◆ SOURCE DATA ◆
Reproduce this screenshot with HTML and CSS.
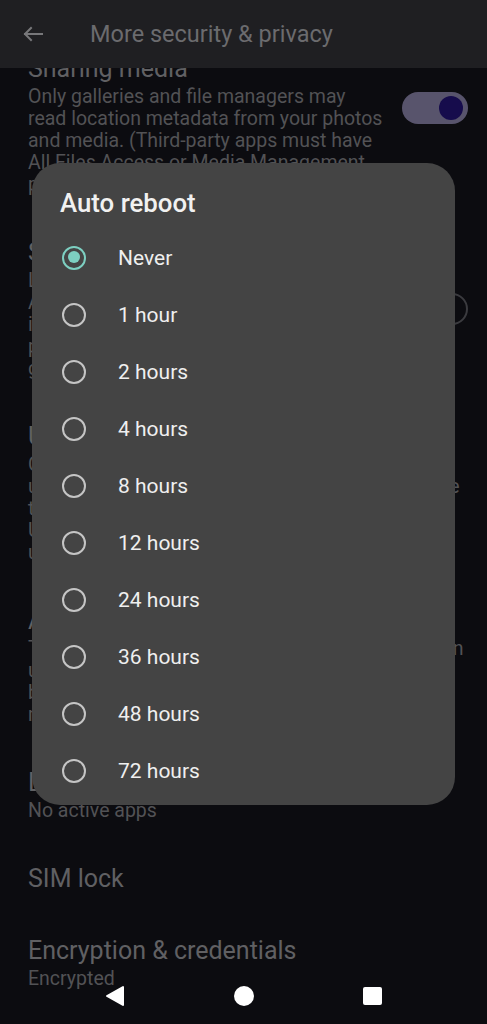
FILE: index.html
```html
<!DOCTYPE html>
<html lang="en">
<head>
<meta charset="UTF-8">
<meta name="viewport" content="width=device-width, initial-scale=1.0">
<title>More security &amp; privacy</title>
<link rel="stylesheet" href="styles.css">
</head>
<body>

<header class="app-bar">
    <svg class="back" width="24" height="24" viewBox="0 0 24 24">
        <path d="M21 12H4M10 6l-6 6 6 6" fill="none" stroke="currentColor" stroke-width="2" stroke-linecap="square"/>
    </svg>
    <h1>More security &amp; privacy</h1>
</header>

<main class="list">
    <div class="pref">
        <div class="pref-text">
            <div class="pref-title">Sharing media</div>
            <div class="pref-summary">Only galleries and file managers may read location metadata from your photos and media. (Third-party apps must have All Files Access or Media Management permission.)</div>
        </div>
        <div class="switch on"></div>
    </div>
    <div class="pref">
        <div class="pref-text">
            <div class="pref-title">Secure app spawning</div>
            <div class="pref-summary">Launch apps in a more secure way than Android which takes slightly longer and increases memory usage by app processes, in exchange for each app getting its own random layout.</div>
        </div>
        <div class="switch off"></div>
    </div>
    <div class="pref">
        <div class="pref-text">
            <div class="pref-title">USB-C port</div>
            <div class="pref-summary">Charging-only when locked, except before first unlock. Data is blocked at the hardware level once the device has been locked by the user, and new USB connections are refused until the device is unlocked again by the owner.</div>
        </div>
    </div>
    <div class="pref">
        <div class="pref-text">
            <div class="pref-title">Auto reboot</div>
            <div class="pref-summary">The device automatically reboots if it has not been unlocked within the chosen time, putting the data back at rest and the encryption keys out of memory until the next unlock.</div>
        </div>
    </div>
    <div class="pref">
        <div class="pref-text">
            <div class="pref-title">Device admin apps</div>
            <div class="pref-summary">No active apps</div>
        </div>
    </div>
    <div class="pref">
        <div class="pref-text">
            <div class="pref-title">SIM lock</div>
        </div>
    </div>
    <div class="pref">
        <div class="pref-text">
            <div class="pref-title">Encryption &amp; credentials</div>
            <div class="pref-summary">Encrypted</div>
        </div>
    </div>
</main>

<div class="scrim">
    <div class="dialog">
        <h2>Auto reboot</h2>
        <ul class="choices">
            <li class="choice checked"><span class="radio"></span>Never</li>
            <li class="choice"><span class="radio"></span>1 hour</li>
            <li class="choice"><span class="radio"></span>2 hours</li>
            <li class="choice"><span class="radio"></span>4 hours</li>
            <li class="choice"><span class="radio"></span>8 hours</li>
            <li class="choice"><span class="radio"></span>12 hours</li>
            <li class="choice"><span class="radio"></span>24 hours</li>
            <li class="choice"><span class="radio"></span>36 hours</li>
            <li class="choice"><span class="radio"></span>48 hours</li>
            <li class="choice"><span class="radio"></span>72 hours</li>
        </ul>
    </div>
</div>

<nav class="nav-bar">
    <span class="nav-btn">
        <svg width="20" height="22" viewBox="0 0 20 22"><path d="M18 2V20L2 11Z" fill="#fff" stroke="#fff" stroke-width="2" stroke-linejoin="round"/></svg>
    </span>
    <span class="nav-btn"><span class="home"></span></span>
    <span class="nav-btn"><span class="recents"></span></span>
</nav>

</body>
</html>
```

FILE: styles.css
```css
body {
    margin: 0;
    width: 487px;
    height: 1024px;
    overflow: hidden;
    position: relative;
    background-color: #0c0c10;
    font-family: Roboto, "Noto Sans", sans-serif;
}

/* top app bar (dimmed by the dialog) */
.app-bar {
    position: relative;
    z-index: 1;
    height: 68px;
    display: flex;
    align-items: center;
    padding-left: 21px;
    background-color: #1f1f22;
    color: #6b6b6e;
}
.app-bar .back {
    color: #77777a;
}
.app-bar h1 {
    margin: 0 0 0 45px;
    font-size: 23.5px;
    font-weight: 400;
}

/* settings list behind the dialog */
.list {
    margin-top: -35px;
}
.pref {
    display: flex;
    padding: 21px 19px 21px 28px;
}
.pref-text {
    flex: 1;
}
.pref-title {
    font-size: 25px;
    line-height: 30px;
    color: #606063;
}
.pref-summary {
    margin-top: 2px;
    font-size: 19.5px;
    line-height: 22px;
    color: #525255;
}
.switch {
    flex: none;
    position: relative;
    box-sizing: border-box;
    width: 66px;
    height: 32px;
    margin-left: 17px;
    border-radius: 16px;
}
.switch.on {
    margin-top: 38px;
    background-color: #58546c;
}
.switch.on::after {
    content: "";
    position: absolute;
    top: 4px;
    right: 5px;
    width: 24px;
    height: 24px;
    border-radius: 50%;
    background-color: #160c4c;
}
.switch.off {
    align-self: center;
    border: 2px solid #3b3b3f;
}
.switch.off::after {
    content: "";
    position: absolute;
    top: 6px;
    left: 6px;
    width: 16px;
    height: 16px;
    border-radius: 50%;
    background-color: #3b3b3f;
}

/* dialog */
.scrim {
    position: absolute;
    inset: 0;
    z-index: 2;
    display: flex;
    justify-content: center;
    align-items: flex-start;
    padding-top: 163px;
}
.dialog {
    width: 423px;
    padding: 24px 0 6px;
    border-radius: 28px;
    background-color: #444444;
}
.dialog h2 {
    margin: 0 0 10px 28px;
    font-size: 25.8px;
    font-weight: 500;
    line-height: 32px;
    color: #f1f1f1;
}
.choices {
    list-style: none;
    margin: 0;
    padding: 0;
}
.choice {
    height: 57px;
    display: flex;
    align-items: center;
    padding-left: 30px;
    font-size: 21px;
    color: #efefef;
}
.radio {
    position: relative;
    box-sizing: border-box;
    width: 24px;
    height: 24px;
    margin-right: 32px;
    border: 2.5px solid #c5c5c5;
    border-radius: 50%;
}
.choice.checked .radio {
    border-color: #7dcfc1;
}
.choice.checked .radio::after {
    content: "";
    position: absolute;
    top: 3.5px;
    left: 3.5px;
    width: 12px;
    height: 12px;
    border-radius: 50%;
    background-color: #7dcfc1;
}

/* system navigation */
.nav-bar {
    position: absolute;
    left: 0;
    right: 0;
    bottom: 0;
    z-index: 3;
    height: 56px;
    display: flex;
    justify-content: center;
    align-items: center;
}
.nav-btn {
    width: 129px;
    display: flex;
    justify-content: center;
}
.home {
    width: 20px;
    height: 20px;
    border-radius: 50%;
    background-color: #fff;
}
.recents {
    width: 19px;
    height: 18px;
    border-radius: 2px;
    background-color: #fff;
}
```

◆ BRIEF ◆
Your task is to repeat the data above exactly while excluding the pictures.

◆ COMPLETE ANSWER ◆
Reproduce this screenshot with HTML and CSS.
FILE: index.html
```html
<!DOCTYPE html>
<html lang="en">
<head>
<meta charset="UTF-8">
<meta name="viewport" content="width=device-width, initial-scale=1.0">
<title>More security &amp; privacy</title>
<link rel="stylesheet" href="styles.css">
</head>
<body>

<header class="app-bar">
    <svg class="back" width="24" height="24" viewBox="0 0 24 24">
        <path d="M21 12H4M10 6l-6 6 6 6" fill="none" stroke="currentColor" stroke-width="2" stroke-linecap="square"/>
    </svg>
    <h1>More security &amp; privacy</h1>
</header>

<main class="list">
    <div class="pref">
        <div class="pref-text">
            <div class="pref-title">Sharing media</div>
            <div class="pref-summary">Only galleries and file managers may read location metadata from your photos and media. (Third-party apps must have All Files Access or Media Management permission.)</div>
        </div>
        <div class="switch on"></div>
    </div>
    <div class="pref">
        <div class="pref-text">
            <div class="pref-title">Secure app spawning</div>
            <div class="pref-summary">Launch apps in a more secure way than Android which takes slightly longer and increases memory usage by app processes, in exchange for each app getting its own random layout.</div>
        </div>
        <div class="switch off"></div>
    </div>
    <div class="pref">
        <div class="pref-text">
            <div class="pref-title">USB-C port</div>
            <div class="pref-summary">Charging-only when locked, except before first unlock. Data is blocked at the hardware level once the device has been locked by the user, and new USB connections are refused until the device is unlocked again by the owner.</div>
        </div>
    </div>
    <div class="pref">
        <div class="pref-text">
            <div class="pref-title">Auto reboot</div>
            <div class="pref-summary">The device automatically reboots if it has not been unlocked within the chosen time, putting the data back at rest and the encryption keys out of memory until the next unlock.</div>
        </div>
    </div>
    <div class="pref">
        <div class="pref-text">
            <div class="pref-title">Device admin apps</div>
            <div class="pref-summary">No active apps</div>
        </div>
    </div>
    <div class="pref">
        <div class="pref-text">
            <div class="pref-title">SIM lock</div>
        </div>
    </div>
    <div class="pref">
        <div class="pref-text">
            <div class="pref-title">Encryption &amp; credentials</div>
            <div class="pref-summary">Encrypted</div>
        </div>
    </div>
</main>

<div class="scrim">
    <div class="dialog">
        <h2>Auto reboot</h2>
        <ul class="choices">
            <li class="choice checked"><span class="radio"></span>Never</li>
            <li class="choice"><span class="radio"></span>1 hour</li>
            <li class="choice"><span class="radio"></span>2 hours</li>
            <li class="choice"><span class="radio"></span>4 hours</li>
            <li class="choice"><span class="radio"></span>8 hours</li>
            <li class="choice"><span class="radio"></span>12 hours</li>
            <li class="choice"><span class="radio"></span>24 hours</li>
            <li class="choice"><span class="radio"></span>36 hours</li>
            <li class="choice"><span class="radio"></span>48 hours</li>
            <li class="choice"><span class="radio"></span>72 hours</li>
        </ul>
    </div>
</div>

<nav class="nav-bar">
    <span class="nav-btn">
        <svg width="20" height="22" viewBox="0 0 20 22"><path d="M18 2V20L2 11Z" fill="#fff" stroke="#fff" stroke-width="2" stroke-linejoin="round"/></svg>
    </span>
    <span class="nav-btn"><span class="home"></span></span>
    <span class="nav-btn"><span class="recents"></span></span>
</nav>

</body>
</html>
```

FILE: styles.css
```css
body {
    margin: 0;
    width: 487px;
    height: 1024px;
    overflow: hidden;
    position: relative;
    background-color: #0c0c10;
    font-family: Roboto, "Noto Sans", sans-serif;
}

/* top app bar (dimmed by the dialog) */
.app-bar {
    position: relative;
    z-index: 1;
    height: 68px;
    display: flex;
    align-items: center;
    padding-left: 21px;
    background-color: #1f1f22;
    color: #6b6b6e;
}
.app-bar .back {
    color: #77777a;
}
.app-bar h1 {
    margin: 0 0 0 45px;
    font-size: 23.5px;
    font-weight: 400;
}

/* settings list behind the dialog */
.list {
    margin-top: -35px;
}
.pref {
    display: flex;
    padding: 21px 19px 21px 28px;
}
.pref-text {
    flex: 1;
}
.pref-title {
    font-size: 25px;
    line-height: 30px;
    color: #606063;
}
.pref-summary {
    margin-top: 2px;
    font-size: 19.5px;
    line-height: 22px;
    color: #525255;
}
.switch {
    flex: none;
    position: relative;
    box-sizing: border-box;
    width: 66px;
    height: 32px;
    margin-left: 17px;
    border-radius: 16px;
}
.switch.on {
    margin-top: 38px;
    background-color: #58546c;
}
.switch.on::after {
    content: "";
    position: absolute;
    top: 4px;
    right: 5px;
    width: 24px;
    height: 24px;
    border-radius: 50%;
    background-color: #160c4c;
}
.switch.off {
    align-self: center;
    border: 2px solid #3b3b3f;
}
.switch.off::after {
    content: "";
    position: absolute;
    top: 6px;
    left: 6px;
    width: 16px;
    height: 16px;
    border-radius: 50%;
    background-color: #3b3b3f;
}

/* dialog */
.scrim {
    position: absolute;
    inset: 0;
    z-index: 2;
    display: flex;
    justify-content: center;
    align-items: flex-start;
    padding-top: 163px;
}
.dialog {
    width: 423px;
    padding: 24px 0 6px;
    border-radius: 28px;
    background-color: #444444;
}
.dialog h2 {
    margin: 0 0 10px 28px;
    font-size: 25.8px;
    font-weight: 500;
    line-height: 32px;
    color: #f1f1f1;
}
.choices {
    list-style: none;
    margin: 0;
    padding: 0;
}
.choice {
    height: 57px;
    display: flex;
    align-items: center;
    padding-left: 30px;
    font-size: 21px;
    color: #efefef;
}
.radio {
    position: relative;
    box-sizing: border-box;
    width: 24px;
    height: 24px;
    margin-right: 32px;
    border: 2.5px solid #c5c5c5;
    border-radius: 50%;
}
.choice.checked .radio {
    border-color: #7dcfc1;
}
.choice.checked .radio::after {
    content: "";
    position: absolute;
    top: 3.5px;
    left: 3.5px;
    width: 12px;
    height: 12px;
    border-radius: 50%;
    background-color: #7dcfc1;
}

/* system navigation */
.nav-bar {
    position: absolute;
    left: 0;
    right: 0;
    bottom: 0;
    z-index: 3;
    height: 56px;
    display: flex;
    justify-content: center;
    align-items: center;
}
.nav-btn {
    width: 129px;
    display: flex;
    justify-content: center;
}
.home {
    width: 20px;
    height: 20px;
    border-radius: 50%;
    background-color: #fff;
}
.recents {
    width: 19px;
    height: 18px;
    border-radius: 2px;
    background-color: #fff;
}
```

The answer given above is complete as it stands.